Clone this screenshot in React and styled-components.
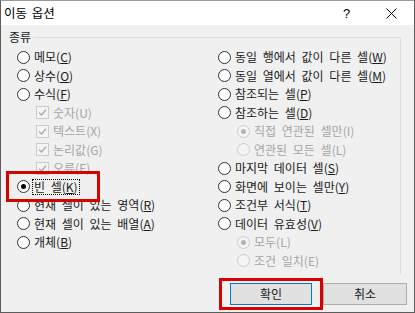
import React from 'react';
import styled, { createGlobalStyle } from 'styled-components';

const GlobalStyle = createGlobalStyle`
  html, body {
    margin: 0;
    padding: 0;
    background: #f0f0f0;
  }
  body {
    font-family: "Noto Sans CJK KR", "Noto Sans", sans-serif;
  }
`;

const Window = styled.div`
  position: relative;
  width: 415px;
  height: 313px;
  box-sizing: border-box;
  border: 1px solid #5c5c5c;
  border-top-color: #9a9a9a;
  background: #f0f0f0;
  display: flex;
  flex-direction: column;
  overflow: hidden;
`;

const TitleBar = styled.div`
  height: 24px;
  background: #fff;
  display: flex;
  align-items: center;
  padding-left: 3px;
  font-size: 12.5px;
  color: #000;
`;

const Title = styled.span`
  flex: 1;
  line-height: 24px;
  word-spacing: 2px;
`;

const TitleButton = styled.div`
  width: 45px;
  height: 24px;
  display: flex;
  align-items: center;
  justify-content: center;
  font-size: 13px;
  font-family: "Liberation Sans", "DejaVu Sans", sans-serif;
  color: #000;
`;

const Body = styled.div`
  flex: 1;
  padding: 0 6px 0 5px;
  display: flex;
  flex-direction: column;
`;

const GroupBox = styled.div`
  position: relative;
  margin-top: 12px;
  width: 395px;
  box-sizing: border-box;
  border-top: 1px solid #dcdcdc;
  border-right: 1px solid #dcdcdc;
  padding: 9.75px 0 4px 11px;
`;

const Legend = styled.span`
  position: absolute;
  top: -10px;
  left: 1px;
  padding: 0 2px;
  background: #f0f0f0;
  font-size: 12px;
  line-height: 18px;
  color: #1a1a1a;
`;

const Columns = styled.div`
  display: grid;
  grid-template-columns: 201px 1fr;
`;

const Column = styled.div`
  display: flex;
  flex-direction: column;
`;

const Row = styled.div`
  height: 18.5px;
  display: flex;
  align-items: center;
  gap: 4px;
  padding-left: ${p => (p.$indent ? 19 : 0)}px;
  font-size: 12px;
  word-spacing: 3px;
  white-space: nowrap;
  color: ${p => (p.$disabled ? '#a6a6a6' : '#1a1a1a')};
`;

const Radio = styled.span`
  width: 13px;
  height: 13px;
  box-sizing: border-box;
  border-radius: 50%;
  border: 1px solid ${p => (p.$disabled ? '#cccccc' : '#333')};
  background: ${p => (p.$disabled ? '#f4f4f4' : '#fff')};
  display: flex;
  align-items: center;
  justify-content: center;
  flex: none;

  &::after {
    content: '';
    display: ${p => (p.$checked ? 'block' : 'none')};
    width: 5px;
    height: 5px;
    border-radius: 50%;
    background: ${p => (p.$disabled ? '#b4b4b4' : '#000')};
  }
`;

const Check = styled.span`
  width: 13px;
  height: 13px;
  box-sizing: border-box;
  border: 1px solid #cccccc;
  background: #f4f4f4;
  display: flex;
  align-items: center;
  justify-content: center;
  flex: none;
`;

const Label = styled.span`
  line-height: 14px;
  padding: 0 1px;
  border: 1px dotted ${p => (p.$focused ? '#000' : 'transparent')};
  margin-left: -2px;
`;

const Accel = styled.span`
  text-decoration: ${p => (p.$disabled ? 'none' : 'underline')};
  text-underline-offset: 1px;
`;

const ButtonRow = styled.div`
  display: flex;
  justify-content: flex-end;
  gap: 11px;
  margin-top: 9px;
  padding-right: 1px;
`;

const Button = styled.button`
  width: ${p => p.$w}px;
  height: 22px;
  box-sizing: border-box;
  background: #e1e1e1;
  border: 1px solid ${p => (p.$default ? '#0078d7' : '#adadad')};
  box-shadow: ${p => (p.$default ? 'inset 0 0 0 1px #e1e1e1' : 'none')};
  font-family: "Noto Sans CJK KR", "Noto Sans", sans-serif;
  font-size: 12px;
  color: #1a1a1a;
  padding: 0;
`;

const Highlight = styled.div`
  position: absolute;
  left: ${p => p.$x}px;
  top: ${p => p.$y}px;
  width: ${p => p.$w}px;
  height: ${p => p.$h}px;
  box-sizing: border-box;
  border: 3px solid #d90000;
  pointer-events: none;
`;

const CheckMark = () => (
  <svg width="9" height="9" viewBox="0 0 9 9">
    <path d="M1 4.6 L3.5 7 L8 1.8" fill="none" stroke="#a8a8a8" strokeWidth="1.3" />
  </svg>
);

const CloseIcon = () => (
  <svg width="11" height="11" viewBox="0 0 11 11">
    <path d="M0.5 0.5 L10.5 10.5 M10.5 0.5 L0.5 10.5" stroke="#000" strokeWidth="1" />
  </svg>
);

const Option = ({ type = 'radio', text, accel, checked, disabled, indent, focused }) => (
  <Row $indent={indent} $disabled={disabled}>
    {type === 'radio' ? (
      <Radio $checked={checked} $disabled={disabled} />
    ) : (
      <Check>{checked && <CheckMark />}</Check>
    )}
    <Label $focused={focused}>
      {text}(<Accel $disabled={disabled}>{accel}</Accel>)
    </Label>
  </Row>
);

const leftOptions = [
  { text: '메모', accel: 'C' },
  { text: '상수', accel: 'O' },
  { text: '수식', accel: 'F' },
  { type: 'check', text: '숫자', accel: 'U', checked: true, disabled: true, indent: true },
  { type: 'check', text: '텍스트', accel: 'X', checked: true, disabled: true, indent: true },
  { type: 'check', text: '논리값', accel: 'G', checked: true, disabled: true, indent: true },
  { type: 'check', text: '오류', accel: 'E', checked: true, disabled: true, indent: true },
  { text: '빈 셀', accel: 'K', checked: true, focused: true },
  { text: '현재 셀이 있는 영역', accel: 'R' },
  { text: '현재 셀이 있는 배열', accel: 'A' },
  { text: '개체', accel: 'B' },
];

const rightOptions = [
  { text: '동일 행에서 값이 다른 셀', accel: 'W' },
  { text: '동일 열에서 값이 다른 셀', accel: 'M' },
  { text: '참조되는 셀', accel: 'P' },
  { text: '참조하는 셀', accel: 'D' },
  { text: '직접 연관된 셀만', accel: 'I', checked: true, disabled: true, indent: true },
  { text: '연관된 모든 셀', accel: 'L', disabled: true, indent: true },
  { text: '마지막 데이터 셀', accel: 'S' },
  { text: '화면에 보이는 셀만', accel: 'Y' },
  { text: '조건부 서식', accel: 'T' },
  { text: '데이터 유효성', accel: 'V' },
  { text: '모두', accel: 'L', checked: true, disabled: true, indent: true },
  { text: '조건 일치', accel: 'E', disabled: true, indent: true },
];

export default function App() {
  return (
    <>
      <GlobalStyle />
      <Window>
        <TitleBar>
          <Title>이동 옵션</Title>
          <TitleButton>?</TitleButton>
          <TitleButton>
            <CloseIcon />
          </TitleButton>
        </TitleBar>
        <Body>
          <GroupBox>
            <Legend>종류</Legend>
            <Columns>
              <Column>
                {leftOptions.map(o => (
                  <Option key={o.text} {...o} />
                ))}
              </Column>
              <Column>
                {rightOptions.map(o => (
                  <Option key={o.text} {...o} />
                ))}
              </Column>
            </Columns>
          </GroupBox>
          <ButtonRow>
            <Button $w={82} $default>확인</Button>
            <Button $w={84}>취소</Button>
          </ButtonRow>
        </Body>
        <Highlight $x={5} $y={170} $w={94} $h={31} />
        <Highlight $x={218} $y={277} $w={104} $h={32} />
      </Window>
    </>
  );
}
.....
» EXERCISE DETAILS:
Exclude the images, then output the data above word for word.

» TASK OUTPUT:
Clone this screenshot in React and styled-components.
import React from 'react';
import styled, { createGlobalStyle } from 'styled-components';

const GlobalStyle = createGlobalStyle`
  html, body {
    margin: 0;
    padding: 0;
    background: #f0f0f0;
  }
  body {
    font-family: "Noto Sans CJK KR", "Noto Sans", sans-serif;
  }
`;

const Window = styled.div`
  position: relative;
  width: 415px;
  height: 313px;
  box-sizing: border-box;
  border: 1px solid #5c5c5c;
  border-top-color: #9a9a9a;
  background: #f0f0f0;
  display: flex;
  flex-direction: column;
  overflow: hidden;
`;

const TitleBar = styled.div`
  height: 24px;
  background: #fff;
  display: flex;
  align-items: center;
  padding-left: 3px;
  font-size: 12.5px;
  color: #000;
`;

const Title = styled.span`
  flex: 1;
  line-height: 24px;
  word-spacing: 2px;
`;

const TitleButton = styled.div`
  width: 45px;
  height: 24px;
  display: flex;
  align-items: center;
  justify-content: center;
  font-size: 13px;
  font-family: "Liberation Sans", "DejaVu Sans", sans-serif;
  color: #000;
`;

const Body = styled.div`
  flex: 1;
  padding: 0 6px 0 5px;
  display: flex;
  flex-direction: column;
`;

const GroupBox = styled.div`
  position: relative;
  margin-top: 12px;
  width: 395px;
  box-sizing: border-box;
  border-top: 1px solid #dcdcdc;
  border-right: 1px solid #dcdcdc;
  padding: 9.75px 0 4px 11px;
`;

const Legend = styled.span`
  position: absolute;
  top: -10px;
  left: 1px;
  padding: 0 2px;
  background: #f0f0f0;
  font-size: 12px;
  line-height: 18px;
  color: #1a1a1a;
`;

const Columns = styled.div`
  display: grid;
  grid-template-columns: 201px 1fr;
`;

const Column = styled.div`
  display: flex;
  flex-direction: column;
`;

const Row = styled.div`
  height: 18.5px;
  display: flex;
  align-items: center;
  gap: 4px;
  padding-left: ${p => (p.$indent ? 19 : 0)}px;
  font-size: 12px;
  word-spacing: 3px;
  white-space: nowrap;
  color: ${p => (p.$disabled ? '#a6a6a6' : '#1a1a1a')};
`;

const Radio = styled.span`
  width: 13px;
  height: 13px;
  box-sizing: border-box;
  border-radius: 50%;
  border: 1px solid ${p => (p.$disabled ? '#cccccc' : '#333')};
  background: ${p => (p.$disabled ? '#f4f4f4' : '#fff')};
  display: flex;
  align-items: center;
  justify-content: center;
  flex: none;

  &::after {
    content: '';
    display: ${p => (p.$checked ? 'block' : 'none')};
    width: 5px;
    height: 5px;
    border-radius: 50%;
    background: ${p => (p.$disabled ? '#b4b4b4' : '#000')};
  }
`;

const Check = styled.span`
  width: 13px;
  height: 13px;
  box-sizing: border-box;
  border: 1px solid #cccccc;
  background: #f4f4f4;
  display: flex;
  align-items: center;
  justify-content: center;
  flex: none;
`;

const Label = styled.span`
  line-height: 14px;
  padding: 0 1px;
  border: 1px dotted ${p => (p.$focused ? '#000' : 'transparent')};
  margin-left: -2px;
`;

const Accel = styled.span`
  text-decoration: ${p => (p.$disabled ? 'none' : 'underline')};
  text-underline-offset: 1px;
`;

const ButtonRow = styled.div`
  display: flex;
  justify-content: flex-end;
  gap: 11px;
  margin-top: 9px;
  padding-right: 1px;
`;

const Button = styled.button`
  width: ${p => p.$w}px;
  height: 22px;
  box-sizing: border-box;
  background: #e1e1e1;
  border: 1px solid ${p => (p.$default ? '#0078d7' : '#adadad')};
  box-shadow: ${p => (p.$default ? 'inset 0 0 0 1px #e1e1e1' : 'none')};
  font-family: "Noto Sans CJK KR", "Noto Sans", sans-serif;
  font-size: 12px;
  color: #1a1a1a;
  padding: 0;
`;

const Highlight = styled.div`
  position: absolute;
  left: ${p => p.$x}px;
  top: ${p => p.$y}px;
  width: ${p => p.$w}px;
  height: ${p => p.$h}px;
  box-sizing: border-box;
  border: 3px solid #d90000;
  pointer-events: none;
`;

const CheckMark = () => (
  <svg width="9" height="9" viewBox="0 0 9 9">
    <path d="M1 4.6 L3.5 7 L8 1.8" fill="none" stroke="#a8a8a8" strokeWidth="1.3" />
  </svg>
);

const CloseIcon = () => (
  <svg width="11" height="11" viewBox="0 0 11 11">
    <path d="M0.5 0.5 L10.5 10.5 M10.5 0.5 L0.5 10.5" stroke="#000" strokeWidth="1" />
  </svg>
);

const Option = ({ type = 'radio', text, accel, checked, disabled, indent, focused }) => (
  <Row $indent={indent} $disabled={disabled}>
    {type === 'radio' ? (
      <Radio $checked={checked} $disabled={disabled} />
    ) : (
      <Check>{checked && <CheckMark />}</Check>
    )}
    <Label $focused={focused}>
      {text}(<Accel $disabled={disabled}>{accel}</Accel>)
    </Label>
  </Row>
);

const leftOptions = [
  { text: '메모', accel: 'C' },
  { text: '상수', accel: 'O' },
  { text: '수식', accel: 'F' },
  { type: 'check', text: '숫자', accel: 'U', checked: true, disabled: true, indent: true },
  { type: 'check', text: '텍스트', accel: 'X', checked: true, disabled: true, indent: true },
  { type: 'check', text: '논리값', accel: 'G', checked: true, disabled: true, indent: true },
  { type: 'check', text: '오류', accel: 'E', checked: true, disabled: true, indent: true },
  { text: '빈 셀', accel: 'K', checked: true, focused: true },
  { text: '현재 셀이 있는 영역', accel: 'R' },
  { text: '현재 셀이 있는 배열', accel: 'A' },
  { text: '개체', accel: 'B' },
];

const rightOptions = [
  { text: '동일 행에서 값이 다른 셀', accel: 'W' },
  { text: '동일 열에서 값이 다른 셀', accel: 'M' },
  { text: '참조되는 셀', accel: 'P' },
  { text: '참조하는 셀', accel: 'D' },
  { text: '직접 연관된 셀만', accel: 'I', checked: true, disabled: true, indent: true },
  { text: '연관된 모든 셀', accel: 'L', disabled: true, indent: true },
  { text: '마지막 데이터 셀', accel: 'S' },
  { text: '화면에 보이는 셀만', accel: 'Y' },
  { text: '조건부 서식', accel: 'T' },
  { text: '데이터 유효성', accel: 'V' },
  { text: '모두', accel: 'L', checked: true, disabled: true, indent: true },
  { text: '조건 일치', accel: 'E', disabled: true, indent: true },
];

export default function App() {
  return (
    <>
      <GlobalStyle />
      <Window>
        <TitleBar>
          <Title>이동 옵션</Title>
          <TitleButton>?</TitleButton>
          <TitleButton>
            <CloseIcon />
          </TitleButton>
        </TitleBar>
        <Body>
          <GroupBox>
            <Legend>종류</Legend>
            <Columns>
              <Column>
                {leftOptions.map(o => (
                  <Option key={o.text} {...o} />
                ))}
              </Column>
              <Column>
                {rightOptions.map(o => (
                  <Option key={o.text} {...o} />
                ))}
              </Column>
            </Columns>
          </GroupBox>
          <ButtonRow>
            <Button $w={82} $default>확인</Button>
            <Button $w={84}>취소</Button>
          </ButtonRow>
        </Body>
        <Highlight $x={5} $y={170} $w={94} $h={31} />
        <Highlight $x={218} $y={277} $w={104} $h={32} />
      </Window>
    </>
  );
}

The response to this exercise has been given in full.